Your bite, meaning how your teeth come together, is crucial to your oral health and to give you the smile of your dreams. A malocclusion occurs when your teeth meet improperly or not at all, and there are three main types of malocclusions: overbites, underbites, and crossbites. All three require a diagnosis and treatment by a trained Gainesville orthodontist.

If you have a bite problem, Dr. Mullally, our Gainesville orthodontist, can help. Contact Studio32 Orthodontics today to find out more about orthodontic treatment with braces or Invisalign® and to schedule an orthodontic consultation.

What Is An Overbite?

An overbite is a condition that occurs when a patient's top front teeth extend beyond their bottom front teeth, but having upper teeth that extend slightly over the lower teeth doesn't mean you have an overbite. For a bite to be considered an overbite, the upper teeth must overlap the bottom teeth by roughly 4–10 millimeters. These can be caused by teeth coming in awkwardly, genetics, thumb sucking, ,strong>gum disease, or injury. An overbite is never too late to fix.

What Is An Underbite?

Also called a Class III bite, an underbite is the opposite of an overbite, meaning the lower teeth extend beyond the upper. This can cause several serious oral health issues, including Temporomandibular Joint Dysfunction. Underbites can also be caused by childhood behaviors or genetics. We recommend treating severe underbites immediately to help prevent issues from appearing down the road.

What Is A Crossbite?

While many people believe that there are only two forms of malocclusion, a crossbite is a third, less known malocclusion that occurs when the top teeth are positioned too close to the cheek or tongue. This type of malocclusion typically occurs during childhood, and they cannot correct themselves naturally over time. Due to this, crossbites need to be diagnosed and treated by a trained professional.
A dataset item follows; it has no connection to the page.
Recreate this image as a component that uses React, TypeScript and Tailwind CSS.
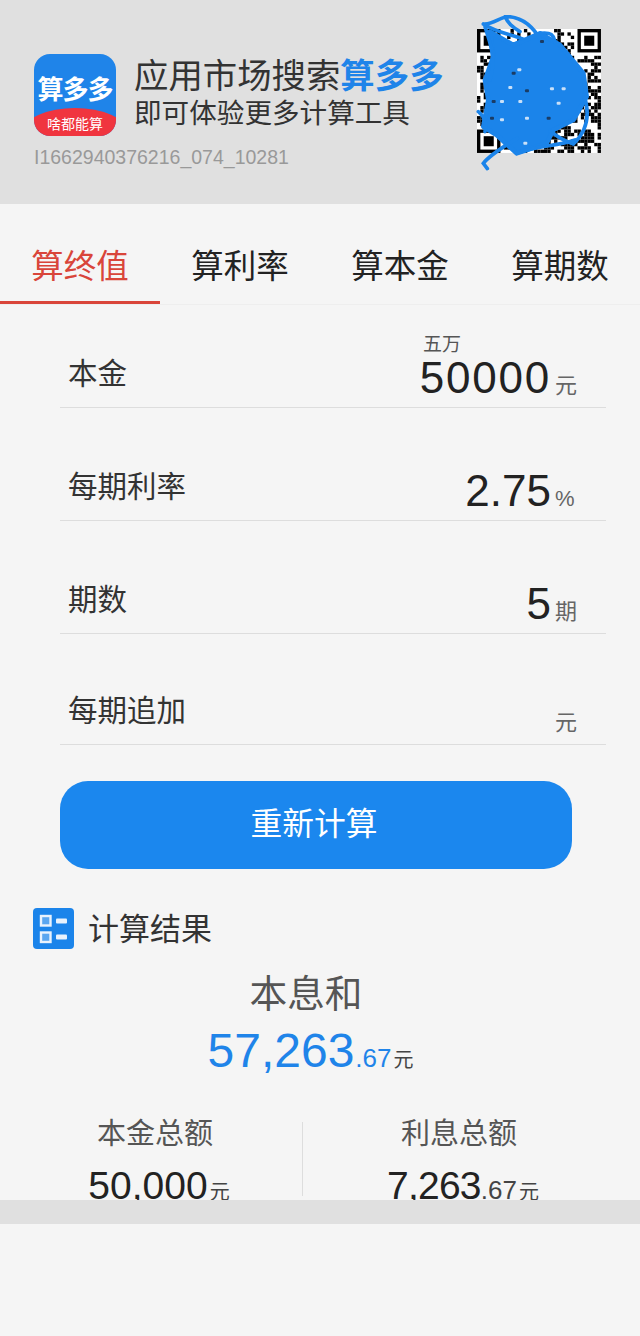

Overbite & Underbite Treatments

Removable Retainer

For those malocclusions that are less severe, a removable retainer is a good solution. This type of solution hooks around the back of the patient's teeth to hold itself in place. If this is the solution you choose, it is important to ensure that you wear the retainer every day in order to ensure it is effective.


Braces are one of the most common ways to treat malocclusions, especially for children or teenagers. With braces, a taut wire connects tiny brackets that apply pressure to your teeth, aligning them over the span of 1–3 years. We recommend checking with your insurance provider to ensure that braces are covered under your plan, as it will often cover braces for children but not for adults.


With some malocclusions, a popular option is aligners, such as Invisalign®, which are clear and removable, saving you time and possible embarrassment. This treatment option can take several months to years, depending on the severity of the malocclusion. These aligners can help you to achieve the smile of your dreams.